His sons Brent Valentine, 22, Blaine Valentine, 20, Chris Beckman Jr., 18, and Noah Beckman, 9, have all attended the camp. Noah is in his first year and the only son at the camp this summer. As a camper, Chris remembers beating Todd Kinchen’s team in a 3-on-3 championship game. Kinchen was a football and basketball player at LSU and a wide receiver in the NFL for the Rams, Broncos and Falcons.
Lopinto has fond memories
Lopinto, now the head coach at Covington High School in Covington, La., first came to the camp when he was an assistant to Barry Dotson at Fontainebleau High School in Mandeville, La. Dotson knew Dean, and Lopinto saw the camaraderie with coaches right away.
“You could see the specialness that it brings watching the kids grow and going through the trenches every day being here — the long day of the camp and how it’s just something special,” he said. “You could see it happening witnessing it live.”
Lopinto said he recalled McElveen’s team winning a 3-on-3 coming out of the loser’s bracket and another kid playing so hard that he had to be rushed to State Care PLLC in McComb to get punts of IVs in him.
Tolis comes to camp with dad
Tolis has been a coach at the camp for 18 summers and was a camper for four years. His dad, the late Art Tolis, was friends with Dean Sr.
Dean Sr. gave Joey is first pair of tennis shoes.
Art was an assistant coach at LSU and the University of Alabama and the head coach at the University of New Orleans.
Joey lives in Slidell, La., and is an assistant coach at Chalmette High School. He was a forward for one year at Angelina Junior College in Lufkin, Texas.

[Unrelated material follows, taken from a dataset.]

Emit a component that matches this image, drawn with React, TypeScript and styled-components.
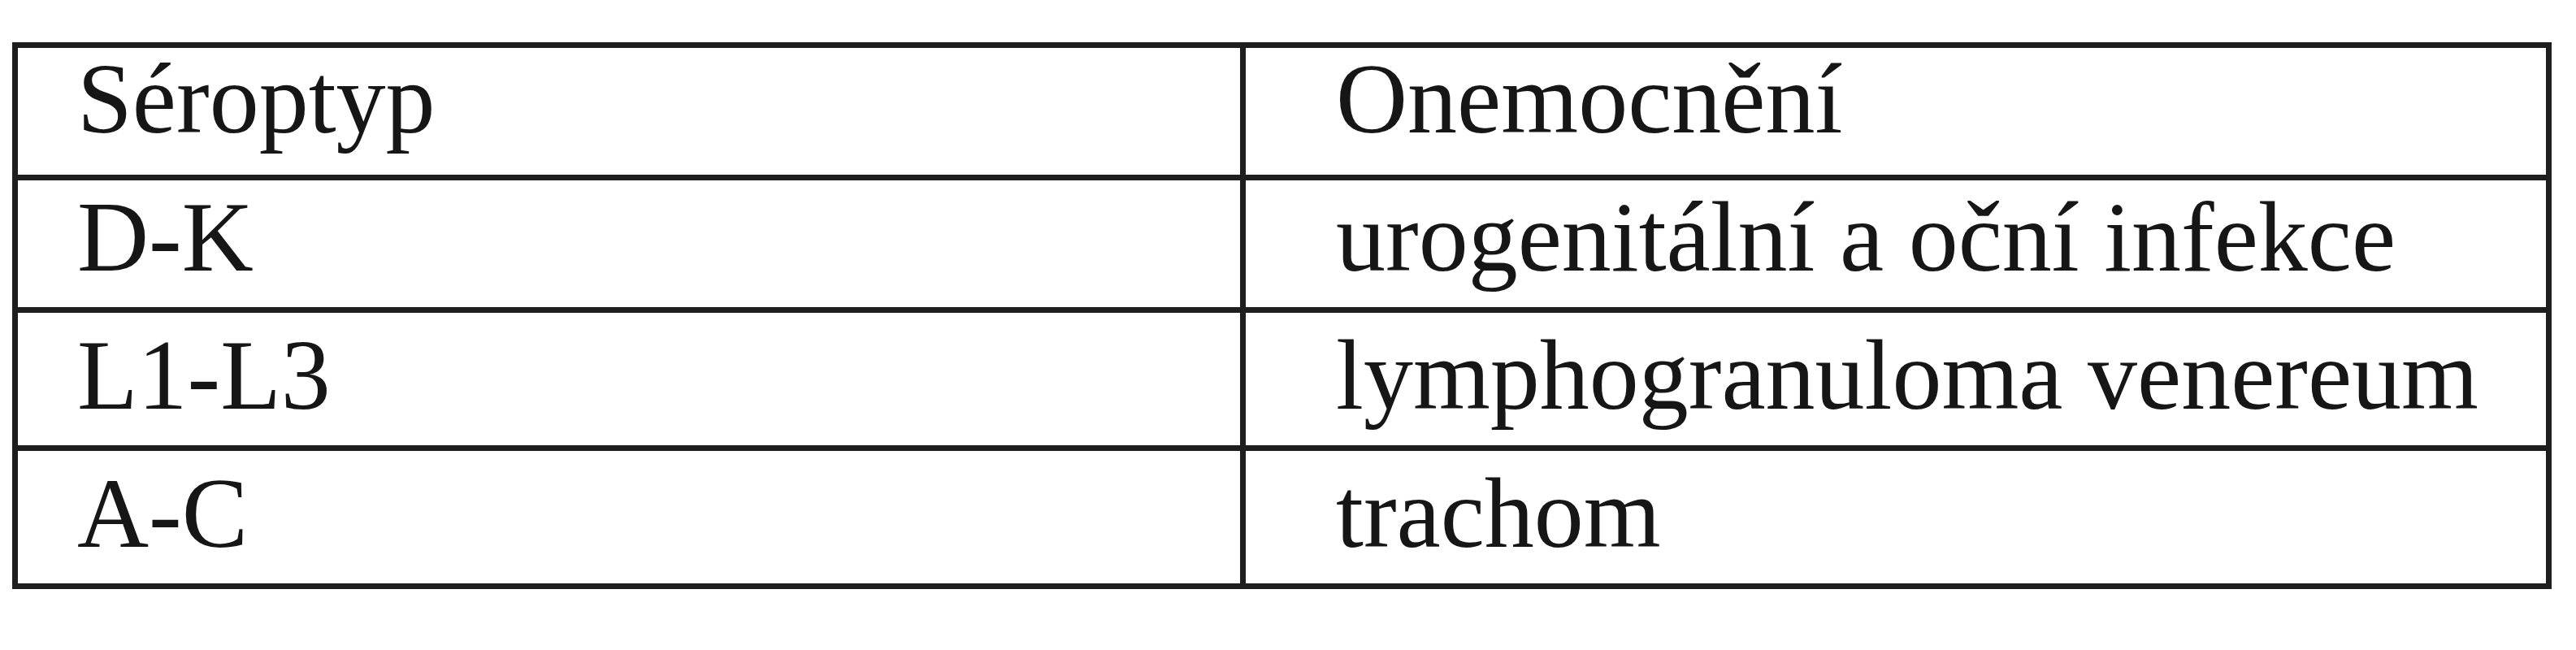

“As I got a little older, that’s what started me coming to the camp was because I knew the Dean family,” Tolis said. “What brings me back is the spirit of the camp and the fellowship of the coaches and being able to help these kids learn how to turn into young men in ways that computers and all this new technology and everything can’t do.”
Tolis’ son Kadin, 12, is in his third summer at Dixie Basketball Camp.